Re: Problem with my friend....

I would give my friend as many reminders as necessary.  I would not lose a long time friend over her inability to keep her opinions to herself about subjects you both agreed not to discuss.  Also, simply refusing to engage in those discussions and keep the subject benign is far easier by written word.  Good luck and try to keep cool, I'm sure she is simply too passionate to let some of these subjects go.... 

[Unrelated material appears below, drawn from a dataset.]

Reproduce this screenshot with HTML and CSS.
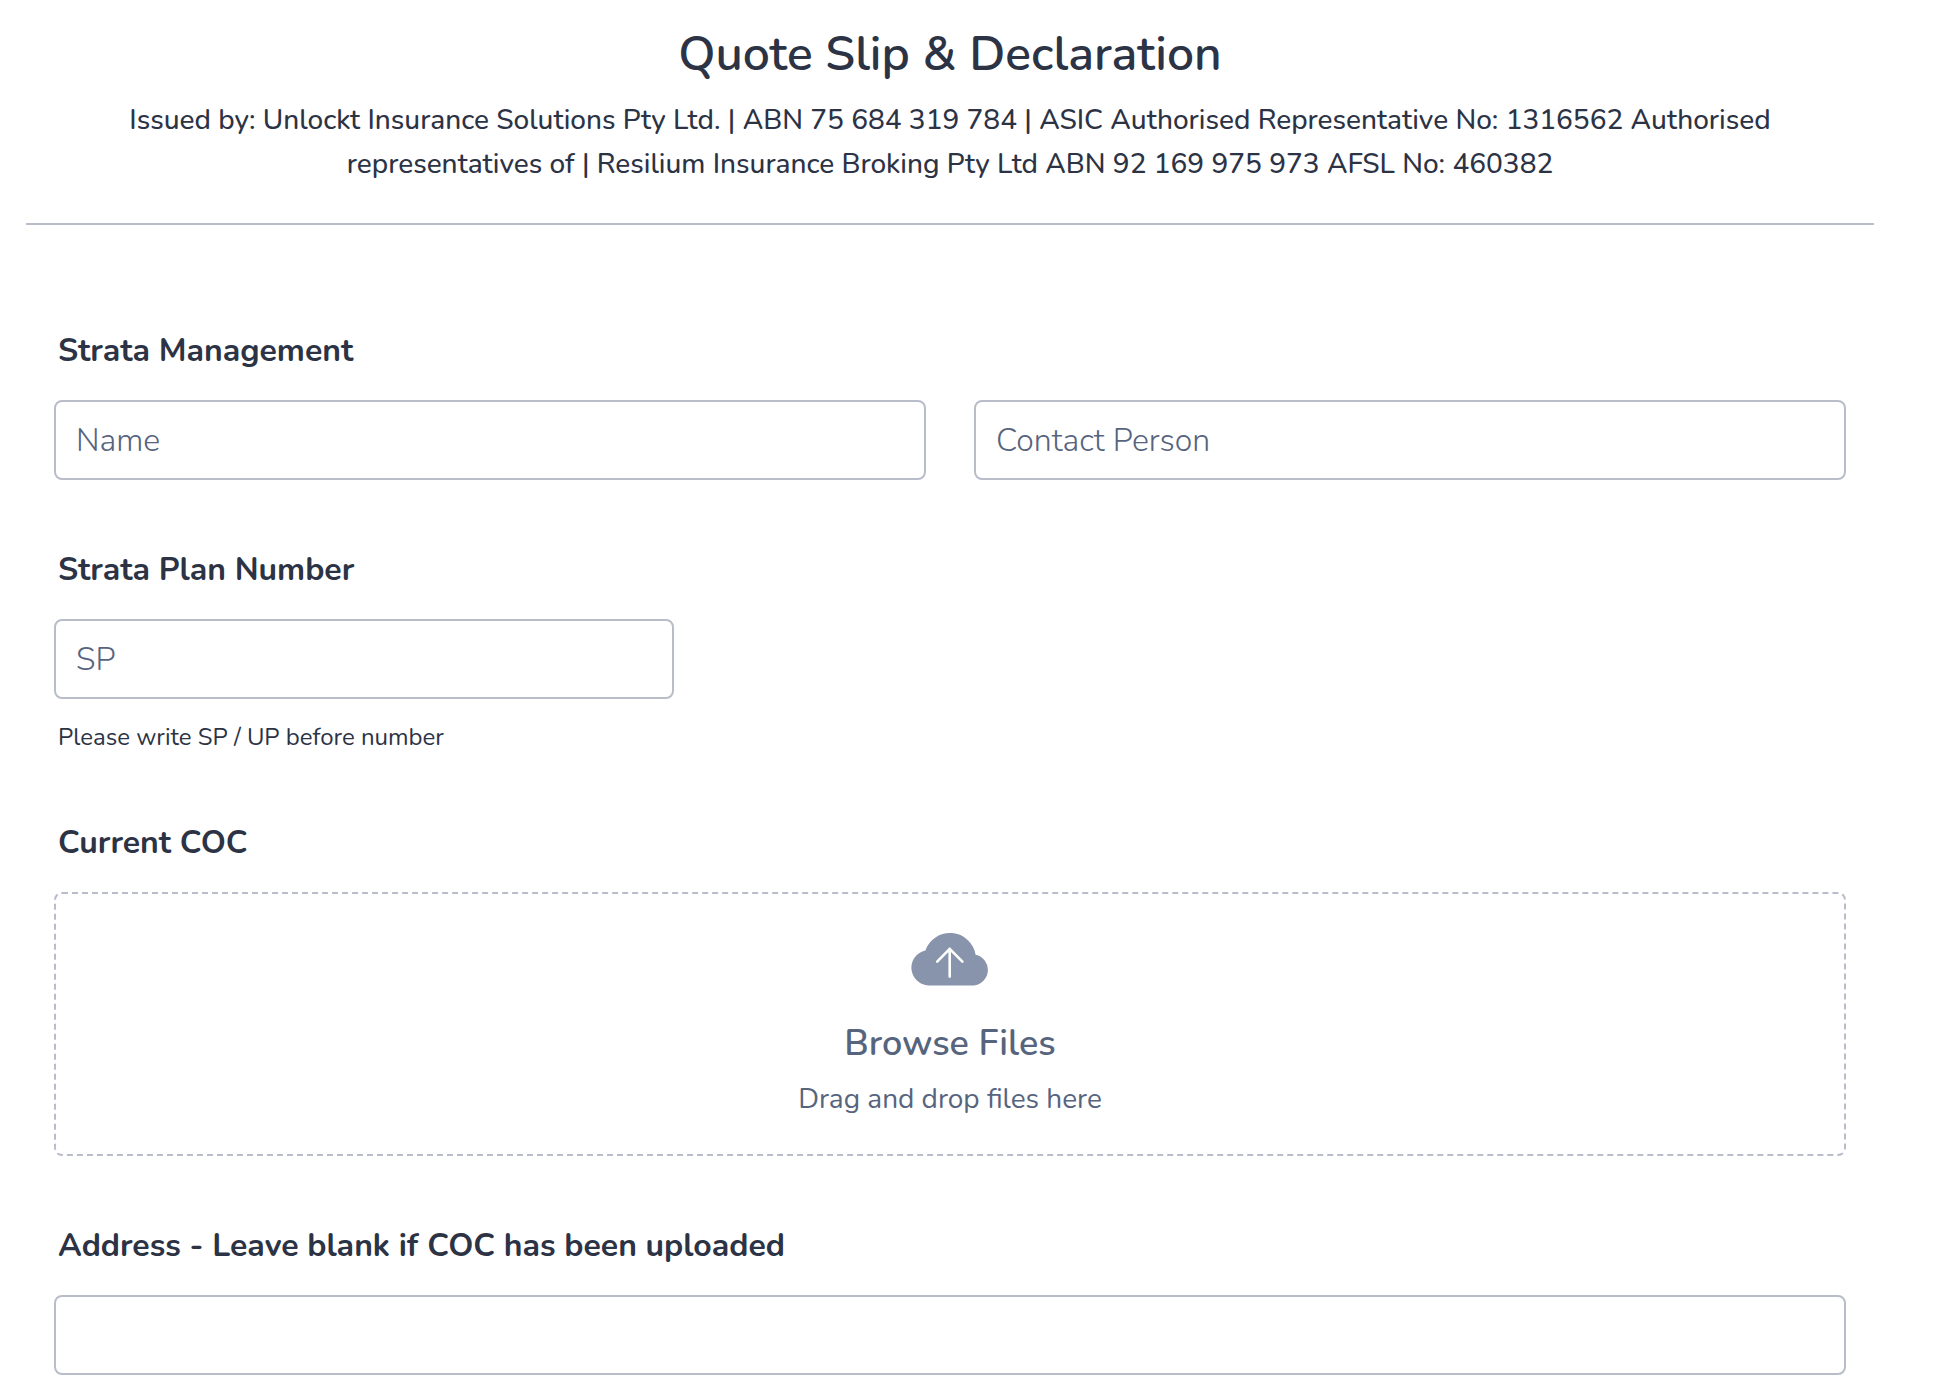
FILE: index.html
```html
<!DOCTYPE html>
<html lang="en">
<head>
  <meta charset="utf-8">
  <meta name="viewport" content="width=device-width, initial-scale=1">
  <title>Quote Slip &amp; Declaration</title>
  <link rel="stylesheet" href="styles.css">
</head>
<body>
  <form class="form">
    <header class="form-header">
      <h1 class="form-title">Quote Slip &amp; Declaration</h1>
      <p class="form-subtitle">Issued by: Unlockt Insurance Solutions Pty Ltd. | ABN 75 684 319 784 | ASIC Authorised Representative No: 1316562 Authorised representatives of | Resilium Insurance Broking Pty Ltd ABN 92 169 975 973 AFSL No: 460382</p>
    </header>

    <div class="questions">
      <div class="question">
        <label class="question-label" for="strata-name">Strata Management</label>
        <div class="field-row">
          <input class="text-input" id="strata-name" type="text" placeholder="Name">
          <input class="text-input" id="strata-contact" type="text" placeholder="Contact Person" aria-label="Contact Person">
        </div>
      </div>

      <div class="question">
        <label class="question-label" for="plan-number">Strata Plan Number</label>
        <input class="text-input text-input-short" id="plan-number" type="text" placeholder="SP" aria-describedby="plan-hint">
        <p class="hint" id="plan-hint">Please write SP / UP before number</p>
      </div>

      <div class="question">
        <label class="question-label" for="coc-file">Current COC</label>
        <label class="dropzone">
          <input class="file-input" id="coc-file" type="file">
          <svg class="dropzone-icon" viewBox="0 0 78 54" aria-hidden="true">
            <path fill="#8894ab" d="M17.5 53.4A17.7 17.7 0 0 1 14.4 18.4A26 26 0 0 1 64.6 22.8A15.5 15.5 0 0 1 62.8 53.4Z"/>
            <path fill="none" stroke="#fff" stroke-width="2.6" stroke-linecap="round" stroke-linejoin="round" d="M38.7 44.6V16.8M26.2 29.6L38.7 16.8L51.4 29.6"/>
          </svg>
          <span class="dropzone-title">Browse Files</span>
          <span class="dropzone-text">Drag and drop files here</span>
        </label>
      </div>

      <div class="question">
        <label class="question-label" for="address">Address - Leave blank if COC has been uploaded</label>
        <input class="text-input" id="address" type="text">
      </div>
    </div>
  </form>
</body>
</html>
```
FILE: styles.css
```css
* {
  box-sizing: border-box;
}

body {
  margin: 0;
  background: #fff;
  color: #2c3345;
  font-family: Nunito, Lato, sans-serif;
}

.form {
  padding: 24px 62px 18px 26px;
}

.form-header {
  padding: 0 60px 37px;
  border-bottom: 2px solid #b8bdc9;
  text-align: center;
}

.form-title {
  margin: 0 0 14px;
  font-size: 48px;
  font-weight: 600;
  line-height: 60px;
}

.form-subtitle {
  margin: 0;
  font-size: 28px;
  font-weight: 500;
  line-height: 44px;
}

.questions {
  display: flex;
  flex-direction: column;
  gap: 70px;
  padding: 106px 28px 0;
}

.question {
  display: flex;
  flex-direction: column;
}

.question-label {
  margin: 0 4px 29px;
  font-size: 32px;
  font-weight: 700;
  line-height: 40px;
}

.field-row {
  display: grid;
  grid-template-columns: 1fr 1fr;
  gap: 48px;
}

.text-input {
  width: 100%;
  height: 80px;
  padding: 0 20px;
  border: 2px solid #b8bdc9;
  border-radius: 8px;
  background: #fff;
  color: #2c3345;
  font: inherit;
  font-size: 32px;
}

.text-input::placeholder {
  color: #57647e;
  font-weight: 300;
  opacity: 1;
}

.text-input-short {
  max-width: 620px;
}

.hint {
  margin: 22px 4px 0;
  font-size: 24px;
  line-height: 32px;
}

.dropzone {
  position: relative;
  display: flex;
  flex-direction: column;
  align-items: center;
  padding: 38px 20px 33px;
  border: 2px dashed #b8bdc9;
  border-radius: 8px;
  color: #57647e;
  cursor: pointer;
}

.file-input {
  position: absolute;
  inset: 0;
  width: 100%;
  height: 100%;
  opacity: 0;
  cursor: pointer;
}

.dropzone-icon {
  width: 78px;
  height: 54px;
  margin-bottom: 36px;
}

.dropzone-title {
  margin-bottom: 11px;
  font-size: 36px;
  font-weight: 600;
  line-height: 44px;
}

.dropzone-text {
  font-size: 28px;
  line-height: 44px;
}
```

*~"Never eat more than you can lift......" Miss Piggy~*
Esteemed Contributor
Posts: 5,656
Registered: ‎06-09-2010

Re: Problem with my friend....

I think this is petty. Friends should be comfortable enough with one another to voice their opinions on anything. We don't have to agree or disagree; just listen and move on. I don't understand why there needed to be parameters in your friendship. 

 

Maybe you don't have a true friendship. I don't know anyone that agreed on everything. I would say if she wants to rant about politics just let her. You need not reply. I wouldn't want a friendship that had subjects I was not permitted to discuss because of fear of repercussions.  Think about it before ending a friendship. Times are challenging now and we need to be able to be kind and caring. JMHO, take care.

Honored Contributor
Posts: 32,482
Registered: ‎03-10-2010

Re: Problem with my friend....


@elated wrote:

I think this is petty. Friends should be comfortable enough with one another to voice their opinions on anything. We don't have to agree or disagree; just listen and move on. I don't understand why there needed to be parameters in your friendship. 

 

Maybe you don't have a true friendship. I don't know anyone that agreed on everything. I would say if she wants to rant about politics just let her. You need not reply. I wouldn't want a friendship that had subjects I was not permitted to discuss because of fear of repercussions.  Think about it before ending a friendship. Times are challenging now and we need to be able to be kind and caring. JMHO, take care.


@elated If she continues to rant on and bring up things that distress her "friend" after being told repeatedly, she is not a friend.  She is a user.  She is picking on someone.